Mamá sabía que enloquecía. Qué aquel maldito Alzheimer estaba acabando con ella, pero lo que era peor, con todo lo que quería. Fue el Alzheimer el responsable del alejamiento de Macarena, un alejamiento nunca comprendido; fue el Alzheimer el que gritó y condenó a Carmen aquel día dramático. Y fue el Alzheimer el que me hizo llorar desconsoladamente aquella noche. Llorar tanto que rivalicé con el diluvio con que el otoño estaba condenando a las calles de la ciudad. Recuerdo que mamá abrió la habitación y me abrazó en la noche oscura y húmeda, mientras yo no dejaba de llorar.
Fue unos días antes del fatal desenlace. Unos días hermosos en los que mamá era otra. Una persona alegre, vital, cariñosa. Recuerdo también que aquella noche, mientras cenábamos noté extraña que en su mesilla había una pastilla más de las que formaban la toma habitual. Recuerdo la sonrisa delicada y la dulzura de su voz cuando me pidió que le llevase un vaso de agua a su mesilla de noche. Y no podré olvidar la mirada profunda y ardorosa que me regaló y aquella sentencia que ahora entiendo perfectamente: “si algo me pasase, júntate a tus hermanas”.
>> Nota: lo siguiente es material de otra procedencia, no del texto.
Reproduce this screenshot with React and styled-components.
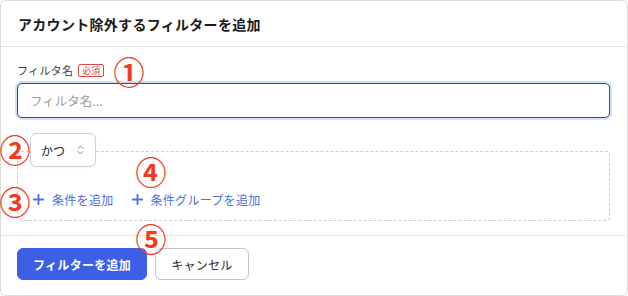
import React from "react";
import styled, { createGlobalStyle } from "styled-components";

const Global = createGlobalStyle`
  html, body { margin: 0; padding: 0; background: #fff; }
  body { font-family: "Noto Sans CJK JP", "Noto Sans", sans-serif; }
  * { box-sizing: border-box; }
`;

const Card = styled.div`
  position: relative;
  width: 628px;
  height: 296px;
  border: 1px solid #dcdcdc;
  border-radius: 6px;
  background: #fff;
  display: flex;
  flex-direction: column;
`;

const Header = styled.div`
  height: 46px;
  flex: none;
  display: flex;
  align-items: center;
  padding: 0 17px;
  border-bottom: 1px solid #e4e4e4;
`;

const Title = styled.h2`
  margin: 0;
  font-size: 14px;
  font-weight: 700;
  letter-spacing: 0.3px;
  color: #1a1a1a;
`;

const Body = styled.div`
  flex: none;
  padding: 16px 17px 14px 16px;
  display: flex;
  flex-direction: column;
  border-bottom: 1px solid #e4e4e4;
`;

const LabelRow = styled.div`
  display: flex;
  align-items: center;
  gap: 5px;
  height: 14px;
`;

const Label = styled.span`
  font-size: 11px;
  letter-spacing: 0.3px;
  color: #3a3a3a;
`;

const Badge = styled.span`
  display: inline-flex;
  align-items: center;
  justify-content: center;
  height: 13px;
  padding: 0 3px;
  border: 1px solid #e04848;
  border-radius: 2px;
  color: #e04848;
  font-size: 9px;
  line-height: 1;
`;

const Input = styled.input`
  margin-top: 6px;
  width: 593px;
  height: 35px;
  border: 1.5px solid #2946ad;
  border-radius: 5px;
  box-shadow: 0 0 0 2px rgba(120, 165, 225, 0.35);
  padding: 0 12px;
  font-family: inherit;
  font-size: 12.5px;
  color: #222;
  outline: none;
  &::placeholder { color: #9a9a9a; }
`;

const Group = styled.div`
  margin-top: 15px;
  display: flex;
  flex-direction: column;
`;

const SelectBox = styled.div`
  position: relative;
  z-index: 1;
  margin-left: 13px;
  width: 66px;
  height: 34px;
  border: 1px solid #d2d2d2;
  border-radius: 6px;
  background: #fff;
  box-shadow: 0 1px 2px rgba(0, 0, 0, 0.06);
  display: flex;
  align-items: center;
  justify-content: space-between;
  padding: 0 11px 0 10px;
  font-size: 12px;
  color: #222;
`;

const DashedBox = styled.div`
  margin-top: -16px;
  width: 593px;
  height: 70px;
  border: 1px dashed #cfcfcf;
  border-radius: 4px;
  padding: 38px 15px 0 15px;
  display: flex;
  gap: 18px;
  align-items: flex-start;
`;

const AddLink = styled.button`
  display: flex;
  align-items: center;
  gap: 8px;
  height: 18px;
  padding: 0;
  border: none;
  background: none;
  color: #4d6fe3;
  font-family: inherit;
  font-size: 12px;
  letter-spacing: 0.3px;
  cursor: pointer;
`;

const Footer = styled.div`
  flex: 1;
  padding: 12px 16px 0 16px;
  display: flex;
  align-items: flex-start;
  gap: 8px;
`;

const Button = styled.button`
  height: 32px;
  padding: 0 15px;
  border-radius: 6px;
  border: 1px solid ${(p) => (p.$primary ? "#3d5fe6" : "#c4c4c4")};
  background: ${(p) => (p.$primary ? "#3d5fe6" : "#fff")};
  color: ${(p) => (p.$primary ? "#fff" : "#2a2a2a")};
  font-family: inherit;
  font-size: 12px;
  font-weight: ${(p) => (p.$primary ? 700 : 400)};
  letter-spacing: 0.3px;
  cursor: pointer;
`;

const Mark = styled.span`
  position: absolute;
  left: ${(p) => p.$x}px;
  top: ${(p) => p.$y}px;
  transform: translate(-50%, -50%);
  font-size: 31px;
  font-weight: 700;
  line-height: 1;
  color: #f23a1c;
  font-family: "Noto Sans CJK JP", sans-serif;
  pointer-events: none;
`;

const Plus = () => (
  <svg width="11" height="11" viewBox="0 0 11 11">
    <path d="M5.5 0.5v10M0.5 5.5h10" stroke="#4d6fe3" strokeWidth="1.8" strokeLinecap="round" />
  </svg>
);

const Chevrons = () => (
  <svg width="7" height="10" viewBox="0 0 7 10">
    <path d="M1 3.5L3.5 1L6 3.5M1 6.5L3.5 9L6 6.5" fill="none" stroke="#8a8a8a" strokeWidth="1" strokeLinecap="round" strokeLinejoin="round" />
  </svg>
);

export default function App() {
  return (
    <>
      <Global />
      <Card>
        <Header>
          <Title>アカウント除外するフィルターを追加</Title>
        </Header>
        <Body>
          <LabelRow>
            <Label>フィルタ名</Label>
            <Badge>必須</Badge>
          </LabelRow>
          <Input placeholder="フィルタ名..." />
          <Group>
            <SelectBox>
              <span>かつ</span>
              <Chevrons />
            </SelectBox>
            <DashedBox>
              <AddLink>
                <Plus />
                条件を追加
              </AddLink>
              <AddLink>
                <Plus />
                条件グループを追加
              </AddLink>
            </DashedBox>
          </Group>
        </Body>
        <Footer>
          <Button $primary>フィルターを追加</Button>
          <Button>キャンセル</Button>
        </Footer>
        <Mark $x={128} $y={69}>①</Mark>
        <Mark $x={14} $y={147}>②</Mark>
        <Mark $x={14} $y={199}>③</Mark>
        <Mark $x={150} $y={169}>④</Mark>
        <Mark $x={150} $y={236}>⑤</Mark>
      </Card>
    </>
  );
}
Y recuerdo también los gritos de angustia al día siguiente cuando no se despertaba. La llamada angustiosa al 091. La voz mecánica de la telefonista; la sobriedad del médico certificando la defunción; los vecinos generosos; los abrazos anónimos; las llamadas telefónicas; las gestiones en la funeraria… pero sobre todo, recuerdo, cuando estamos escogiendo la ropa adecuada, aquella caja plateada en el bolsillo izquierdo de su bata de casa en cuyo interior había un blíster de saxitoxina. Un blister en el que faltaba una pastilla y una caja que le había regalado su amigo Miguel el último día que decidió visitarla…
Fue en ese momento cuando todo lo entendí.
-Por favor, niñas, necesito hablar con Don Miguel.- les supliqué a mis hermanas.